Anyway, as we start the new week, here’s four quick things to think about in terms of what it all means.
- As my colleague Tracy Alloway wrote about in her newsletter (sign up here), much of the move should be understood as technical. Speculative positioning combined with trend-following strategies basically meant a bunch of different players all got sell signals at the same time, causing an extremely sloppy rush for the exits. Rather than reading too much into the move as some major economic signal, it should be at least in part understood as one of those things that happens in markets from time to time. Some of it is noise.
Of course there is a real policy tension that exists in the market. Friday on TV we talked to Jon Turek, who is the author of the excellent Cheap Convexity newsletter. As he laid it out, the basic issue is that growth in 2020 is expected to be blazing hot, with GDP perhaps even growing in the double digits. Normally you’d think the Fed would be in a tightening bias in such an environment.On the other hand, the Fed has made clear that it’s not so much interested in the path, but rather the destination. It wants to get back to full employment and yet right now we’re nowhere close to the Fed’s goals. As Lael Brainard discussed last week, by one measure the unemployment rate is probably close to 10%. That’s not a level where the Fed is even thinking about thinking about hiking rates.

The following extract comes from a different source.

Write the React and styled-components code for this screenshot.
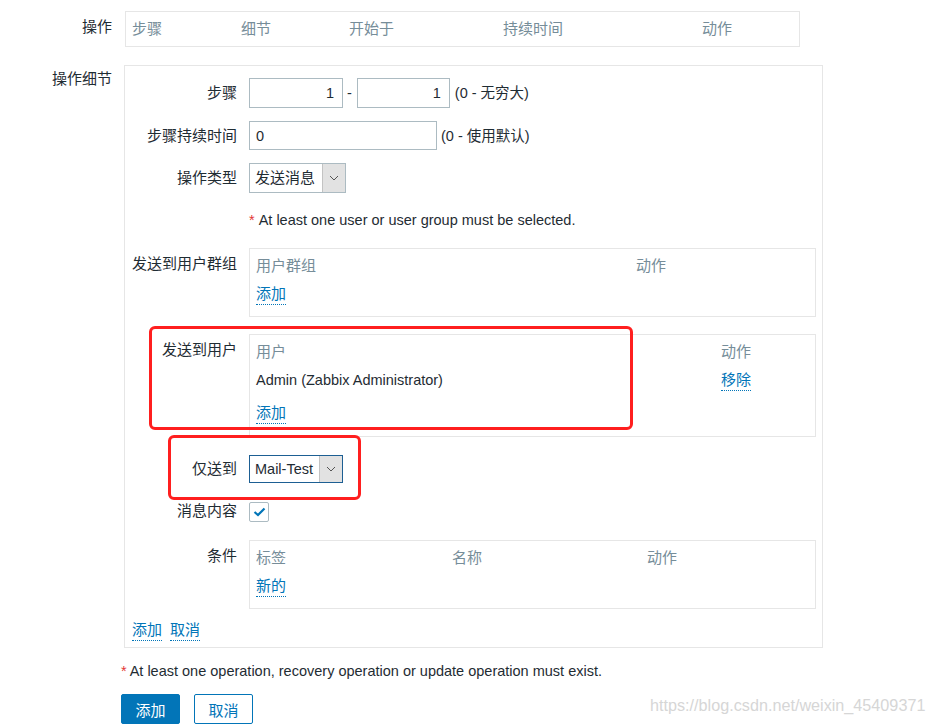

- Despite all the talk of inflation, it’s really not clear that the market is showing any actual concern. If you look at breakevens, the market is pricing in higher inflation over the next two years than it is over the next 10 years. In other words, there may be some broad-based rise in prices in the short term due to reopening and stimulus, but then nothing that would really be sustained or worrisome over the long term.
- And finally, what we’re seeing happening in the rates market has a corollary to what’s going on in stocks. There’s a reason why Exxon is already up 32% just this year, while Tesla is down 4%. From Goldman Sachs’ latest Weekly Kickstart note:
Of course, shifting interest rates have major implications for rotations within the equity market, a dynamic made clear in recent weeks. In mid-2020, our equity valuation model showed that equity duration – the expectations of earnings growth far in the future – had become a more important contributor to multiples than ever before. One key reason for the importance that investors ascribed to expected future growth was the extremely low level of interest rates. As rates have risen, the contribution of equity duration to stock valuations has declined while near-term growth profiles have become more important. Practically, this means that both the improving growth outlook and rising rates have supported the outperformance of cyclicals and value stocks relative to stocks with the highest long-term growth.
Please remain safe and healthy, make today great!